# THE PROBLEM
Search the data below for the string "components". Extract every line that contains it.

# TASK INPUTS
**********

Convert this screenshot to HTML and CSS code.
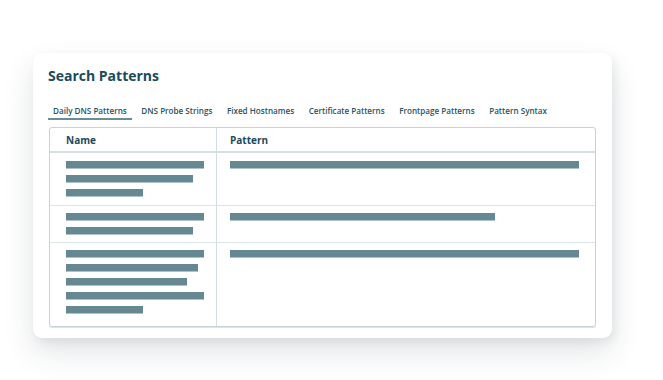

**********

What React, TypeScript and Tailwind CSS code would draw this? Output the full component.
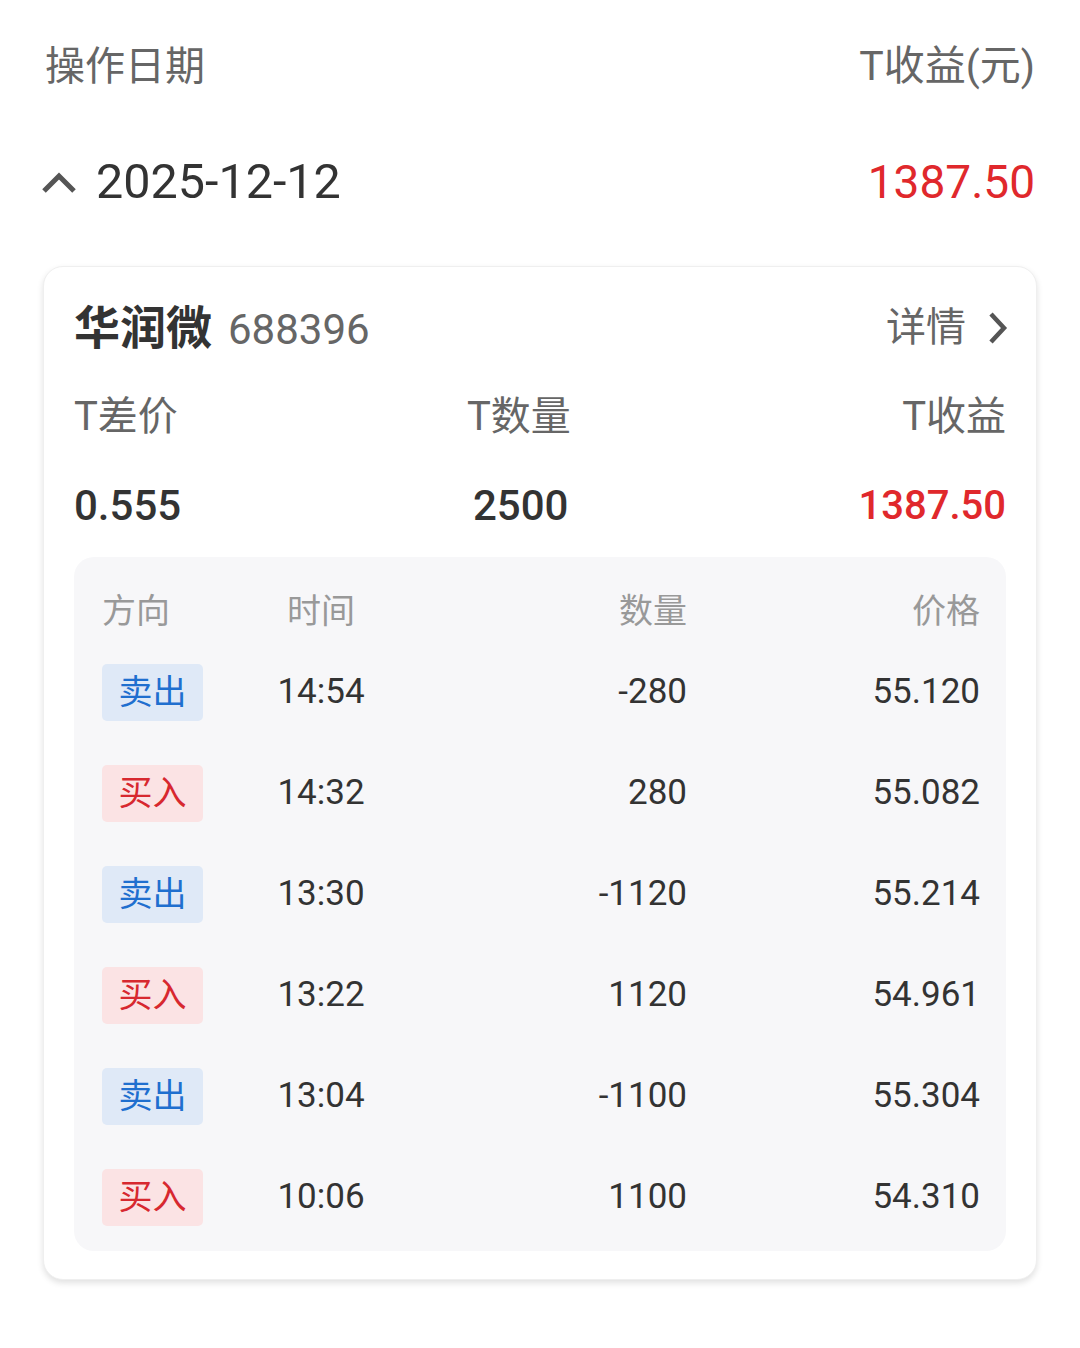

**********

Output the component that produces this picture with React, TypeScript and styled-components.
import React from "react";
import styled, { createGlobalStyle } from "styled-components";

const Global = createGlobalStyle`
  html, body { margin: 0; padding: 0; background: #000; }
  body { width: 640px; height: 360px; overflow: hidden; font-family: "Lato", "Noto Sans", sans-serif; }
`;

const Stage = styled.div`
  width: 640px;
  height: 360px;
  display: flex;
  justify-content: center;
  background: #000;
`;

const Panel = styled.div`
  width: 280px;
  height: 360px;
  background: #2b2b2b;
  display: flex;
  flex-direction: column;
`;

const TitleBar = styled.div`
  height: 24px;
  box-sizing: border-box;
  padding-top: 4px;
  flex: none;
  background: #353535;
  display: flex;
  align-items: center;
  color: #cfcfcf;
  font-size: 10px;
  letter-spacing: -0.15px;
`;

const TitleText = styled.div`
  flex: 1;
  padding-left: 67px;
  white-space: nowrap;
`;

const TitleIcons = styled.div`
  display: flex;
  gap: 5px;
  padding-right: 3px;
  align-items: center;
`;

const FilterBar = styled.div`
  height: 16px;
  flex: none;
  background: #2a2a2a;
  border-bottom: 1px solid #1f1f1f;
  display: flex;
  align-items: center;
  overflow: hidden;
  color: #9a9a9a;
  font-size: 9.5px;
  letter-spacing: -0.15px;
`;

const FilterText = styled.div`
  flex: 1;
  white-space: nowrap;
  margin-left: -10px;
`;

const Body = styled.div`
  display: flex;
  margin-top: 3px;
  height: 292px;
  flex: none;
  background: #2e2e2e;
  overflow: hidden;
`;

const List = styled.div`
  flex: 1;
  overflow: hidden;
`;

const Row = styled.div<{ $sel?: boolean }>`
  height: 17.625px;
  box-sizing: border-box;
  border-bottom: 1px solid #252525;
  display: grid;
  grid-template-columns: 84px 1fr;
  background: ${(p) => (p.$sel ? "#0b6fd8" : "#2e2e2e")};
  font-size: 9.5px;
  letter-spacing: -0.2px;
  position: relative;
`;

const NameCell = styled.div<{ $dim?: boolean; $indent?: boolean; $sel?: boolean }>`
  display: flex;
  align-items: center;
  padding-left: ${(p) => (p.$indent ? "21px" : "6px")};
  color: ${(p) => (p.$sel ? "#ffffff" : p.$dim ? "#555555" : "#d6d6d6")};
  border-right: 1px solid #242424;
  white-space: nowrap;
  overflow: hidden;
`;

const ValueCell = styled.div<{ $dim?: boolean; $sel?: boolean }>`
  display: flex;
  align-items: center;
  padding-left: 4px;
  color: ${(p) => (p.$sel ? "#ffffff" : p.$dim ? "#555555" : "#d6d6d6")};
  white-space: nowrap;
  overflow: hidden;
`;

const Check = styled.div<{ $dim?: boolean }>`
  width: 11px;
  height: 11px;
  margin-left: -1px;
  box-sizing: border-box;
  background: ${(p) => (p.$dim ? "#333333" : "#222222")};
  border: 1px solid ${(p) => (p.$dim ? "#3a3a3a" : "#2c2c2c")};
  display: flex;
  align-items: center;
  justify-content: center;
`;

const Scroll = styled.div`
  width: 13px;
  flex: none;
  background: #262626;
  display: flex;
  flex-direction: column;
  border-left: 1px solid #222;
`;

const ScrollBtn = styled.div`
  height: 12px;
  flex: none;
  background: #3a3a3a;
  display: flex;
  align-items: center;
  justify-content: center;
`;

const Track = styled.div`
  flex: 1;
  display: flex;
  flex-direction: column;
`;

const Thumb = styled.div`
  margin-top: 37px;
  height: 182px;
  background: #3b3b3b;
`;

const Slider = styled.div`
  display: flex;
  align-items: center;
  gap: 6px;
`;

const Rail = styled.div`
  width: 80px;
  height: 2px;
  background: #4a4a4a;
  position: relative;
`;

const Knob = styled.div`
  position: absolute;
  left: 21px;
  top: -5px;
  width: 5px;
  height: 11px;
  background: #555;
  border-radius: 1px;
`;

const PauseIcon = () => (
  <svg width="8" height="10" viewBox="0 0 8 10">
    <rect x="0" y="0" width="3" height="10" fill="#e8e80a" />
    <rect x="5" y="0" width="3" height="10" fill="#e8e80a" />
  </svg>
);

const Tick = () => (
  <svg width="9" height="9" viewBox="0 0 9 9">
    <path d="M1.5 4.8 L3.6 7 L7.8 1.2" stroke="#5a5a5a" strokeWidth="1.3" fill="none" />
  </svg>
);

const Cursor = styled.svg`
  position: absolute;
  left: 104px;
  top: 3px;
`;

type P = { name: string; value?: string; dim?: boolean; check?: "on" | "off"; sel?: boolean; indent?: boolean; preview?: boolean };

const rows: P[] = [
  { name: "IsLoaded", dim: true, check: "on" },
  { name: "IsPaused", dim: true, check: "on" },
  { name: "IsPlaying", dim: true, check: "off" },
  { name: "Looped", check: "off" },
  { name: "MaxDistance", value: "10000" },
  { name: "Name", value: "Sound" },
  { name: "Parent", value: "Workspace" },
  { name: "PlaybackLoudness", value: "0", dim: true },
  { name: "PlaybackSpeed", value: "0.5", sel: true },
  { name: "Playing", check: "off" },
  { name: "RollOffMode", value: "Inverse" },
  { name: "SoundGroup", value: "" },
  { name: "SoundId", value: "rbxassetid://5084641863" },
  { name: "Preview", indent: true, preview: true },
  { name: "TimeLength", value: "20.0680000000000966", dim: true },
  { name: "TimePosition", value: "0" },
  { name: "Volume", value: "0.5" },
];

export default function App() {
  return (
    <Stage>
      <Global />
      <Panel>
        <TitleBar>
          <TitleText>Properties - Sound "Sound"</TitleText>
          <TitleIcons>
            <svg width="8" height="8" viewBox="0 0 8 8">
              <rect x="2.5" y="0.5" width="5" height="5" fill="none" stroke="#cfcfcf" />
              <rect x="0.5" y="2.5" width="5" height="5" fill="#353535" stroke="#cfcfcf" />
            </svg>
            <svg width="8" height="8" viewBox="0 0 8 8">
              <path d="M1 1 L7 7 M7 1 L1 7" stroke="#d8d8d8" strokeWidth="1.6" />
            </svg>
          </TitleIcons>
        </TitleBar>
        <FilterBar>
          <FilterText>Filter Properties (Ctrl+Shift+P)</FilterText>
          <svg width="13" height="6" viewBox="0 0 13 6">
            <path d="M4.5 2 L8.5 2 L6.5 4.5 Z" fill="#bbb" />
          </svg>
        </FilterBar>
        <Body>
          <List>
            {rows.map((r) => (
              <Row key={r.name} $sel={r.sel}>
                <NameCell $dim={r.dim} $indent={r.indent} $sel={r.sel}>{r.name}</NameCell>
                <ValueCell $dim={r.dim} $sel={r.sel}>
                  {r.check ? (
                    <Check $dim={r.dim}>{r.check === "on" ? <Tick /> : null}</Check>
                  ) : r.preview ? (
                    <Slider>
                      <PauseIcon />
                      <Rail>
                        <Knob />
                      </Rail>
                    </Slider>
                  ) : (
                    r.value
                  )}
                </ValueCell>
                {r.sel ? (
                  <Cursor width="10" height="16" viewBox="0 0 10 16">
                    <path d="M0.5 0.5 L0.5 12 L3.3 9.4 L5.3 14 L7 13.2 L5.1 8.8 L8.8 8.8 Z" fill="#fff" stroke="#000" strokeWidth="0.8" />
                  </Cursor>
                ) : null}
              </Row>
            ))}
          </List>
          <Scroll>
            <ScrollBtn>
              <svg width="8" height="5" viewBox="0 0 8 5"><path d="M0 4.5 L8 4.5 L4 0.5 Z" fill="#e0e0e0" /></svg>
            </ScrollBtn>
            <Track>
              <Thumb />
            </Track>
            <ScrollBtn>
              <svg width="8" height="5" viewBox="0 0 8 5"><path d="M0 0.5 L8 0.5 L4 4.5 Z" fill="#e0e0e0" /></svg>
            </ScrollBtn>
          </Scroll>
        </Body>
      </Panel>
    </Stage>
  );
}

**********

# WRITTEN RESPONSE
Output the component that produces this picture with React, TypeScript and styled-components.
import styled, { createGlobalStyle } from "styled-components";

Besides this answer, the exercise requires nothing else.